Lean Six Sigma is a plan of action to drive revenue increase, cost reduction and process improvements in all parts of the organization. It helps management to create a vision to provide defect free, positive environment to the organization. Statistical Analysis is used to identify root-causes of the problem and the methodology calculates the process performance. Organizations can keep a stringent goal and through the implementation of Lean Six Sigma, those goals become more achievable.

Total Quality Control is only as strong as the sum of its parts, though. TQM generally works on the understanding that quality management is the responsibility of everyone involved in the creation and consumption of the goods and services of the organization – this includes the managers, shop floor workers, factory workers, distributors, and of course the customers themselves. It is only by the co-operation of all the parties involved that custom expectations can be exceeded.

As research began on comparing General Motors and Toyota, the belief was that the system of a declining automotive manufacturer would differ greatly from that of a manufacturer at the apex of its development. Not only was it found that the quality and financial health of each company are not far off from each other, but also that the systems they each use are not separate either.

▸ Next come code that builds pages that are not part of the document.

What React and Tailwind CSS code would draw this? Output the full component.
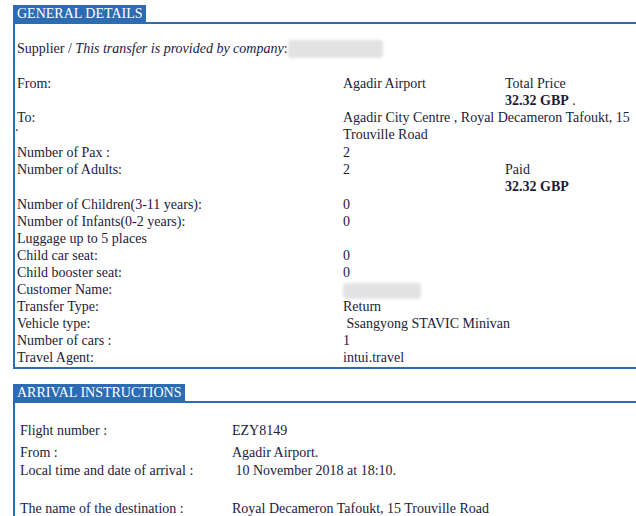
import React from 'react';

const BLUE = 'border-[#2b6cb3]';

const SectionTab = ({ children }) => (
  <div className="w-fit bg-[#2b6cb3] text-white pl-[4px] pr-[3px] h-[17px] leading-[17px] text-[14px]">
    {children}
  </div>
);

const Blur = ({ w, h = 'h-[18px]' }) => (
  <span className={`inline-block align-middle ${w} ${h} bg-[#e2e2e2] blur-[1.5px] rounded-sm`} />
);

const Row = ({ label, value, extra, className = '' }) => (
  <div className={`grid grid-cols-[326px_162px_1fr] h-[17px] leading-[17px] ${className}`}>
    <div>{label}</div>
    <div className="whitespace-pre">{value}</div>
    <div>{extra}</div>
  </div>
);

const ArrRow = ({ label, value, className = '' }) => (
  <div className={`grid grid-cols-[212px_1fr] h-[17px] leading-[17px] ${className}`}>
    <div>{label}</div>
    <div className="whitespace-pre">{value}</div>
  </div>
);

export default function App() {
  return (
    <div className="w-[636px] h-[516px] overflow-hidden bg-white text-[14px] text-[#1b1b3d] [font-family:'Liberation_Serif','Times_New_Roman',serif]">
      <div className="pt-[5px] pl-[13px]">
        <SectionTab>GENERAL DETAILS</SectionTab>
        <div className={`border-t-2 border-l-2 border-b-2 ${BLUE} pl-[2px] pt-[16px] pb-[1px]`}>
          <div className="h-[18px] leading-[18px] flex items-center">
            <span>Supplier / <i>This transfer is provided by company</i>:</span>
            <Blur w="w-[95px]" />
          </div>
          <Row className="mt-[17px]" label="From:" value="Agadir Airport" extra="Total Price" />
          <Row label="" value="" extra={<><b>32.32 GBP</b> .</>} />
          <div className="grid grid-cols-[326px_1fr] leading-[17px]">
            <div>To:<br /><span className="-ml-[2px] relative -top-[8px]">.</span></div>
            <div>Agadir City Centre , Royal Decameron Tafoukt, 15<br />Trouville Road</div>
          </div>
          <Row className="mt-[1px]" label="Number of Pax :" value="2" />
          <Row label="Number of Adults:" value="2" extra="Paid" />
          <Row label="" value="" extra={<b>32.32 GBP</b>} />
          <Row className="mt-[1px]" label="Number of Children(3-11 years):" value="0" />
          <Row label="Number of Infants(0-2 years):" value="0" />
          <Row label="Luggage up to 5 places" value="" />
          <Row label="Child car seat:" value="0" />
          <Row label="Child booster seat:" value="0" />
          <Row label="Customer Name:" value={<Blur w="w-[78px]" h="h-[16px]" />} />
          <Row label="Transfer Type:" value="Return" />
          <Row label="Vehicle type:" value=" Ssangyong STAVIC Minivan" />
          <Row label="Number of cars :" value="1" />
          <Row label="Travel Agent:" value="intui.travel" />
        </div>
      </div>

      <div className="pt-[15px] pl-[13px]">
        <SectionTab>ARRIVAL INSTRUCTIONS</SectionTab>
        <div className={`border-t-2 border-l-2 ${BLUE} pl-[5px] pt-[19px]`}>
          <ArrRow label="Flight number :" value="EZY8149" />
          <ArrRow className="mt-[5px]" label="From :" value="Agadir Airport." />
          <ArrRow className="mt-[1px]" label="Local time and date of arrival :" value=" 10 November 2018 at 18:10." />
          <ArrRow className="mt-[21px]" label="The name of the destination :" value="Royal Decameron Tafoukt, 15 Trouville Road" />
        </div>
      </div>
    </div>
  );
}
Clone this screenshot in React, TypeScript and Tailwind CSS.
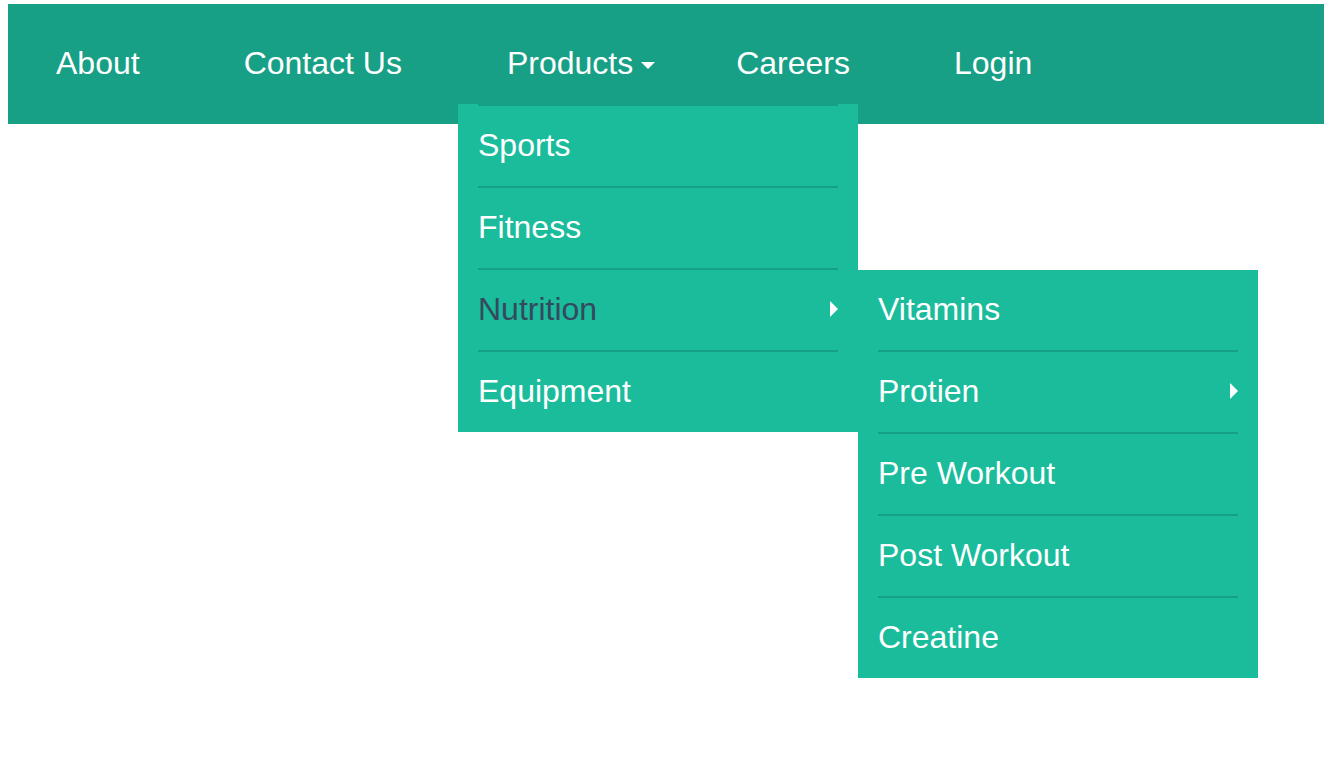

I have found that Total Quality Control and Lean Six Sigma in the case of Toyota and General Motors, are being utilized in different ways by companies in different stages of their development, Toyota implemented TQC early to capture the needs of the consumer and streamline processes to grow the brand. The use of Lean Six Sigma within General Motors was intended to cut dead weight and get the company back to a state in which it can be profitable again. As Toyota holds steady in the market and General Motors finds its way back to health, this finding shows that any system when implemented correctly has their place and can provide great results upon execution.